Well, they don't deserve those perks. Give 'em back to the economic backbone. I agree with you that "I can hardly see how refusing to give a person something they want is using force of any kind against them." The workers need basic support for subsistence. High income earners just want that money that was (often) awarded to them regardless of merit. Let's withhold the amount decided to be adequate based on the contribution of the market as a whole. That's not using force, we are not even placing great pressures on them.
Prospective Despot | Homepage | 04.20.05 - 5:33 pm | #

Gravatar Firstly, I am not a utilatarian but that's besides the point. Anyhow, you could have guessed so much from my remark about enhancing life choices and taking individuals seriously. Moving on.

"Since you're the one making the positive argument, that I have some sort of obligation to assist, you're going to have to convince me why that would be."

Establishing a universal duty (in the Kantian vein) is a dead end in philosophy. This is certainly not the place (and space) to expound duty-bound philosophical systems.

My argument was not meant to be positive at all. I pointed out that your arguments could support a different view as well. I was merely trying to show that the status quo was no more justified than any other scenario. I also pointed out that more welfare based systems are more empowering for individuals and take human choice more seriously.

If we take humans as the cornerstone of our philosophical outlook - as opposed to GDP growth, for instance - then the welfare arguments seem to be more convincing for more interference.

Or why shouldn't people interfere? Entitlements aren't natural.

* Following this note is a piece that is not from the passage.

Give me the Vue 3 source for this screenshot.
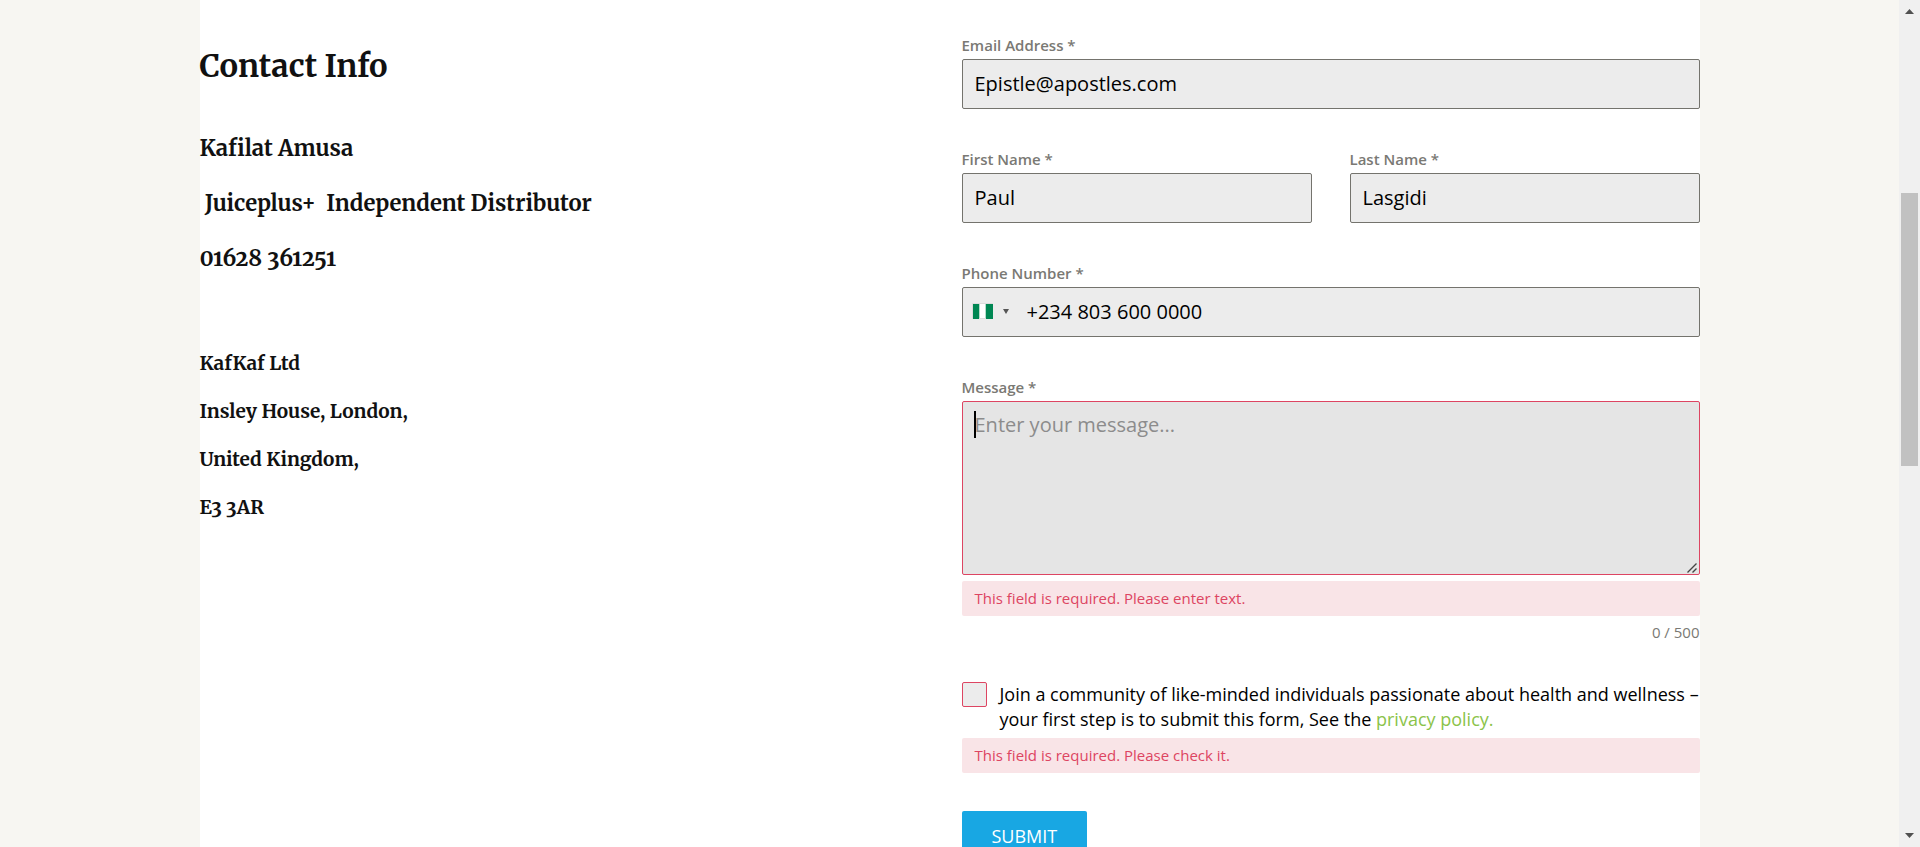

Property relations are not justified in their current existence.

You, on the other hand, made the positive argument:
"The reason I support some sort of capitalist (as broadly defined) system is that I simply can't find any moral justification for any other system."
So it is implicit that you have a moral justification for capitalism!

Why, then, is a more liberal capitalism (less minimum wage, welfare, etc.) that you have supported more moral than a more welfare-oriented capitalism?